Secondly, the world is searching for authenticity. If we wrap our “absolutes” in our stories of failure and redemption, we are more likely to be heard. People are tired of being preached at. Heck, I am tired of being preached at. Tell me a real story. Relate to my life. Show me that you are not afraid to be real, dear Christian!

This makes us feel vulnerable. I get it. We are told to be shining examples, cities on a hill, and perfect demonstrations of God’s holiness. But being transparent with our struggles and weaknesses only makes God shine brighter. We are showing the world that it is not we that are holy, but He that lives in us.

Thirdly, we need to accept that everyone can think for themselves. We are individuals who have brains, hearts, and unique experiences.
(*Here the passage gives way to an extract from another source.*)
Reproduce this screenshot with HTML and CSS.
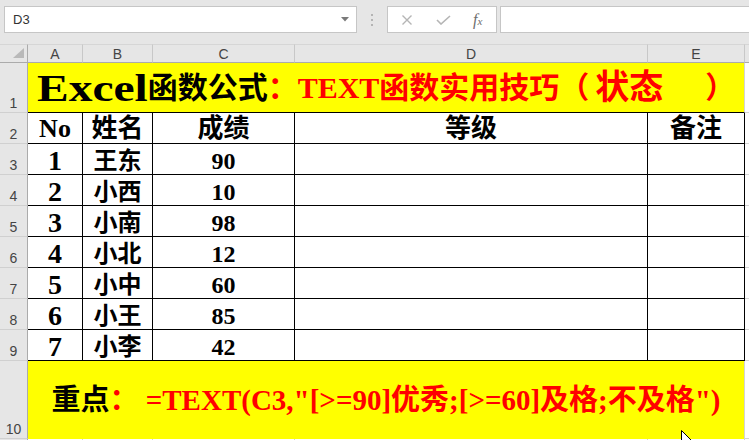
FILE: index.html
```html
<!DOCTYPE html>
<html>
  <head>
    <title>TEXT函数实用技巧</title>
    <link rel="stylesheet" href="styles.css">
  </head>
  <body>
    <div class="toolbar">
      <div class="namebox">
        <span class="cellref">D3</span>
        <svg class="drop" width="8" height="5" viewBox="0 0 8 5">
          <polygon points="0,0 8,0 4,4.5" fill="#7a7a7a" />
        </svg>
      </div>
      <div class="grip"><i></i><i></i><i></i></div>
      <div class="fxbtns">
        <svg width="12" height="10" viewBox="0 0 12 10">
          <path d="M1.5 0.5 L10.5 9.5 M10.5 0.5 L1.5 9.5" stroke="#b5b5b5" stroke-width="1.4" fill="none" />
        </svg>
        <svg width="15" height="10" viewBox="0 0 15 10">
          <path d="M1 5 L5 9 L14 1" stroke="#b5b5b5" stroke-width="1.6" fill="none" />
        </svg>
        <span class="fx">f<small>x</small></span>
      </div>
      <div class="formula"></div>
    </div>

    <div class="sheet">
      <div class="corner">
        <svg width="11" height="10" viewBox="0 0 11 10">
          <polygon points="11,0 11,10 0,10" fill="#b9b9b9" />
        </svg>
      </div>
      <div class="colhead">A</div>
      <div class="colhead">B</div>
      <div class="colhead">C</div>
      <div class="colhead">D</div>
      <div class="colhead">E</div>
      <div class="colhead blank"></div>

      <!-- row 1 -->
      <div class="rowhead">1</div>
      <div class="cell title">
        <span class="excel">Excel</span><span>函数公式</span><span class="red">：TEXT函数实用技巧</span><span class="red open">（</span><span class="red state">状态</span><span class="red close">）</span>
      </div>
      <div class="cell spare"></div>

      <!-- row 2 -->
      <div class="rowhead">2</div>
      <div class="cell head">No</div>
      <div class="cell head">姓名</div>
      <div class="cell head">成绩</div>
      <div class="cell head">等级</div>
      <div class="cell head">备注</div>
      <div class="cell spare"></div>

      <div class="rowhead">3</div>
      <div class="cell no">1</div>
      <div class="cell name">王东</div>
      <div class="cell score">90</div>
      <div class="cell"></div>
      <div class="cell"></div>
      <div class="cell spare"></div>

      <div class="rowhead">4</div>
      <div class="cell no">2</div>
      <div class="cell name">小西</div>
      <div class="cell score">10</div>
      <div class="cell"></div>
      <div class="cell"></div>
      <div class="cell spare"></div>

      <div class="rowhead">5</div>
      <div class="cell no">3</div>
      <div class="cell name">小南</div>
      <div class="cell score">98</div>
      <div class="cell"></div>
      <div class="cell"></div>
      <div class="cell spare"></div>

      <div class="rowhead">6</div>
      <div class="cell no">4</div>
      <div class="cell name">小北</div>
      <div class="cell score">12</div>
      <div class="cell"></div>
      <div class="cell"></div>
      <div class="cell spare"></div>

      <div class="rowhead">7</div>
      <div class="cell no">5</div>
      <div class="cell name">小中</div>
      <div class="cell score">60</div>
      <div class="cell"></div>
      <div class="cell"></div>
      <div class="cell spare"></div>

      <div class="rowhead">8</div>
      <div class="cell no">6</div>
      <div class="cell name">小王</div>
      <div class="cell score">85</div>
      <div class="cell"></div>
      <div class="cell"></div>
      <div class="cell spare"></div>

      <div class="rowhead">9</div>
      <div class="cell no">7</div>
      <div class="cell name">小李</div>
      <div class="cell score">42</div>
      <div class="cell"></div>
      <div class="cell"></div>
      <div class="cell spare"></div>

      <!-- row 10 -->
      <div class="rowhead">10</div>
      <div class="cell note">
        <span>重点</span><span class="red">： =TEXT(C3,"[&gt;=90]优秀;[&gt;=60]及格;不及格")</span>
      </div>
      <div class="cell spare"></div>

      <div class="rowhead"></div>
      <div class="cell empty"></div>
      <div class="cell empty"></div>
      <div class="cell empty"></div>
      <div class="cell empty"></div>
      <div class="cell empty"></div>
      <div class="cell spare"></div>

      <svg class="pointer" width="14" height="20" viewBox="0 0 14 20">
        <path d="M0.5 0.5 L0.5 16 L4 12.5 L6.5 18.5 L9 17.5 L6.5 11.5 L11.5 11.5 Z" fill="#fff" stroke="#000" stroke-width="1" />
      </svg>
    </div>
  </body>
</html>
```

FILE: styles.css
```css
body {
  margin: 0;
  width: 749px;
  height: 440px;
  overflow: hidden;
  background-color: #e6e6e6;
  font-family: 'Liberation Sans', Arial, sans-serif;
}

.toolbar {
  display: flex;
  height: 44px;
  padding-top: 6px;
  box-sizing: border-box;
}

.namebox {
  display: flex;
  align-items: center;
  justify-content: space-between;
  width: 353px;
  height: 27px;
  margin-left: 4px;
  padding: 0 7px 0 8px;
  box-sizing: border-box;
  background-color: #fff;
  border: 1px solid #c6c6c6;
}

.cellref {
  font-size: 13px;
  color: #333;
}

.grip {
  display: flex;
  flex-direction: column;
  align-items: center;
  justify-content: center;
  gap: 3px;
  width: 30px;
  height: 27px;
}

.grip i {
  width: 2px;
  height: 2px;
  background-color: #b4b4b4;
}

.fxbtns {
  display: flex;
  align-items: center;
  width: 110px;
  height: 27px;
  padding-left: 13px;
  gap: 23px;
  box-sizing: border-box;
  background-color: #fff;
  border: 1px solid #c6c6c6;
}

.fx {
  font-family: 'Liberation Serif', serif;
  font-style: italic;
  font-size: 16px;
  color: #6e6e6e;
  margin-left: -1px;
}

.fx small {
  font-size: 11px;
}

.formula {
  flex: 1;
  height: 27px;
  margin-left: 3px;
  box-sizing: border-box;
  background-color: #fff;
  border: 1px solid #c6c6c6;
  border-right: none;
}

.sheet {
  position: relative;
  display: grid;
  grid-template-columns: 28px 55px 70px 142px 353px 97px 1fr;
  grid-template-rows: 19px 50px repeat(8, 31px) 78px 1fr;
  height: 396px;
  background-color: #fff;
}

.corner {
  display: flex;
  align-items: flex-end;
  justify-content: flex-end;
  padding: 0 3px 4px 0;
  background-color: #e6e6e6;
  border-right: 1px solid #ababab;
  border-bottom: 1px solid #ababab;
  border-top: 1px solid #d6d6d6;
}

.colhead {
  display: flex;
  align-items: center;
  justify-content: center;
  font-size: 14px;
  color: #444;
  background-color: #e6e6e6;
  border-right: 1px solid #c8c8c8;
  border-bottom: 1px solid #ababab;
  border-top: 1px solid #d6d6d6;
}

.colhead.blank {
  border-right: none;
}

.rowhead {
  display: flex;
  align-items: flex-end;
  justify-content: center;
  padding-bottom: 1px;
  font-size: 14px;
  color: #444;
  background-color: #e6e6e6;
  border-right: 1px solid #ababab;
  border-bottom: 1px solid #d0d0d0;
}

.cell {
  display: flex;
  align-items: center;
  justify-content: center;
  border-right: 1px solid #000;
  border-bottom: 1px solid #000;
  font-family: 'Liberation Serif', 'Noto Sans CJK SC', serif;
  font-weight: bold;
  color: #000;
  line-height: 1;
  white-space: nowrap;
}

.cell.spare,
.cell.empty {
  border-right: 1px solid #d4d4d4;
  border-bottom: 1px solid #d4d4d4;
}

.cell.spare {
  border-right: none;
}

.title {
  grid-column: 2 / 7;
  justify-content: flex-start;
  padding-left: 9px;
  background-color: #ffff00;
  border-right-color: #d4d4d4;
  font-size: 30px;
}

.title .excel {
  display: inline-block;
  font-size: 38px;
  transform: scaleX(1.25);
  transform-origin: left center;
  margin-right: 22px;
}

.title .open {
  margin-right: 6px;
}

.title .state {
  font-size: 34px;
}

.title .close {
  margin-left: 42px;
}

.red {
  color: #ff0000;
}

.head {
  font-size: 26px;
  padding-top: 2px;
}

.no {
  font-size: 28px;
  padding-top: 3px;
}

.name,
.score {
  font-size: 24px;
  padding-top: 3px;
}

.note {
  grid-column: 2 / 7;
  background-color: #ffff00;
  border-right-color: #d4d4d4;
  border-bottom: none;
  font-size: 29px;
}

.pointer {
  position: absolute;
  left: 681px;
  top: 386px;
}
```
Every perspective is valuable even if we disagree. We need to stop using the Bible as our trump card because all it is doing is annoying people and making them hate the Bible.

Did you hear that Christians? All it is doing is annoying people and making them hate the Bible. Yes, we believe the Bible has the final say in our lives, but that does not mean everyone believes that. Of course we want people to love the Word as we do, but forcing it down their throat makes them choke and spit it out.

May we ask the Lord for humility and accept that people may disagree with us and that is OK. That is between them and God. My responsibility as a Christian is to love the mess out of people and share the Gospel in a way they can understand; it is not to tell them what politician they should vote for, how to raise their family, what movies they should see, what music they should listen to, or even how they should interpret the Bible.

I will continue to share what I personally believe to be true and acceptable in the eyes of the Lord, but I will graciously strive to wrap my “absolutes” in genuine love, authenticity, and Christ-like humility.  I will accept that we all see partially here on this earth and that my interpretation could be off centered.  I choose to lay down fear, be still, and know that He is God (not me).